Vincent: I seen them do it, man, they fucking drown them in that shit.
Jules: That’s some fucked up shit.
Now let’s face it, McDonalds is a company that has made a pretty decent return out of possibly the most standardized approach to replication in the history of commerce. Yet it still has to adapt, to accommodate different measurement systems, different languages and, increasingly, different and changing tastes. The standards that apply in one location, don’t necessarily apply in another and, more to the point, that’s what keeps us interested. Jules and Vincent are only discussing the names of McDonalds’ signature sandwiches because they are different. That’s what makes them remarkable and worthy of consideration as to why they may not be the same.
So why would it be any different with the design of social programmes or the evidence we collect to demonstrate programme impacts. Even when validated by the most robust Randomised Control Trial, often regarded as the gold standard of evaluation techniques, we know that conformity to a prescribed set of programme components will not necessarily produce the same results in every location because in the real world we cannot control every variable. Staff may perform the same roles but they will not have the same personalities; projects might be delivered at the same time of day but that might not always be the ‘right’ time of day; participants might be referred by a partner in one context that simply doesn’t exist in another; in one location it might be sunny whereas in another, like Manchester, it’s more likely to be raining!

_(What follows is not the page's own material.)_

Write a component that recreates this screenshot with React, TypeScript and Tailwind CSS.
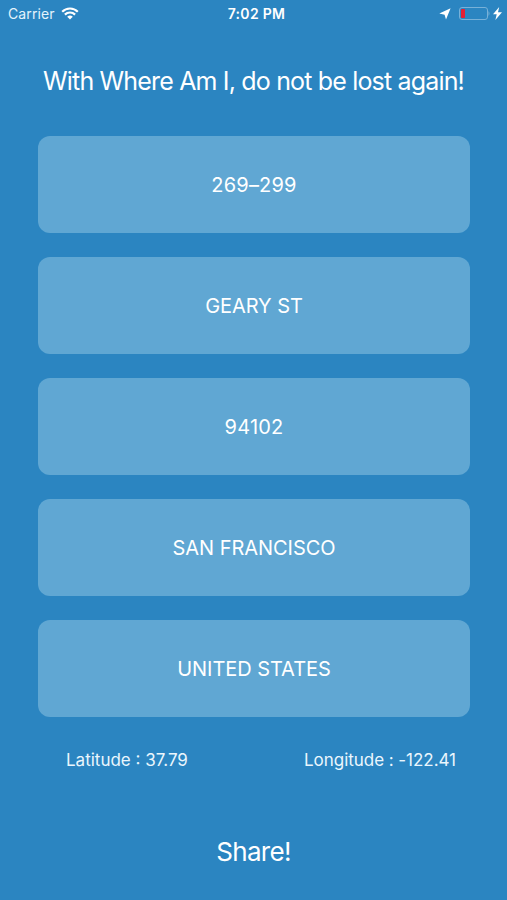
const rows = ["269–299", "GEARY ST", "94102", "SAN FRANCISCO", "UNITED STATES"];

export default function App() {
  return (
    <main className="flex h-[900px] w-[507px] flex-col overflow-hidden bg-[#2b85c1] font-['Inter',sans-serif] text-white">
      <header className="grid h-[27px] grid-cols-3 items-center pl-[8px] pr-[5px] text-[14px]">
        <div className="flex items-center gap-[6px] text-[#e4f3fc]">
          <span className="tracking-[0.1px]">Carrier</span>
          <svg width="18" height="13" viewBox="0 0 18 13" fill="none" stroke="white" strokeWidth="2.2">
            <path d="M1.200 4.700C5.500.400 12.500.400 16.800 4.700M3.900 7.600C6.700 4.800 11.300 4.800 14.100 7.600" />
            <path d="M6.200 9.700Q9 7.100 11.800 9.700L9 12.500Z" fill="white" stroke="none" />
          </svg>
        </div>
        <span className="pl-[3px] text-center text-[14px] font-semibold tracking-[0.3px]">7:02 PM</span>
        <div className="flex items-center justify-end gap-[2px]">
          <svg className="mr-[6px]" width="12" height="12" viewBox="0 0 12 12" fill="white"><path d="M11.600.300L7 11.500L5.600 6.700L.300 5.500Z" /></svg>
          <svg width="32" height="13" viewBox="0 0 32 13">
            <rect x=".5" y=".5" width="28" height="12" rx="2.500" fill="none" stroke="#78b1d8" />
            <rect x="2" y="2" width="4" height="9" rx=".7" fill="#e51f34" />
            <path d="M29.500 4Q31.500 6.500 29.500 9Z" fill="#78b1d8" />
          </svg>
          <svg width="9" height="13" viewBox="0 0 9 13" fill="white"><path d="M6.200 0L0 7.300H3.700L2.400 13L9 5.200H5Z" /></svg>
        </div>
      </header>
      <h1 className="mt-[36px] h-[36px] whitespace-nowrap text-center text-[25px] leading-[36px] tracking-[-0.83px]">With Where Am I, do not be lost again!</h1>
      <section className="ml-[38px] mr-[37px] mt-[37px] flex flex-col gap-[24px]">
        {rows.map((row) => (
          <div key={row} className={`flex h-[97px] items-center justify-center rounded-[12px] bg-[#60a7d3] text-[20px] ${/\d/.test(row) ? "tracking-[0.2px]" : "tracking-[-0.05px]"}`}>{row}</div>
        ))}
      </section>
      <div className="mt-[32px] flex h-[24px] items-center justify-between pl-[66px] pr-[51px] text-[17px] text-[#eaf6fd]">
        <span>Latitude : 37.79</span>
        <span className="tracking-[-0.04px]">Longitude : -122.41</span>
      </div>
      <button className="mt-[61px] h-[36px] text-center text-[26px] leading-[36px] tracking-[-0.65px]">Share!</button>
    </main>
  );
}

Rather than assessing programme fidelity with a model that has been found to ‘work’ in another context then, evaluation might be better focused on identifying the variations and associated adjustments that work better in other contexts and which might facilitate continuous service improvements. What this also points to is the senselessness of uniformly privileging one ‘type’ of evidence over another. Is it always better to assess success on the basis of a comparison of outcomes between those that are involved in a programme and those that are not? Might we sometimes gain more insight and be able to adjust provision in order to improve outcomes by using other methods such as participatory action research or real-time analysis of monitoring data? Is a validated questionnaire always more helpful in understanding someone’s state of mind than a friendly chat or even a role play exercise? I suspect not, since if the goal is to improve and achieve better outcomes then the focus should be on collecting evidence that will help achieve that end even it won’t ‘prove’ the approach will work in another time and place… since as Ronald found out, that will never happen.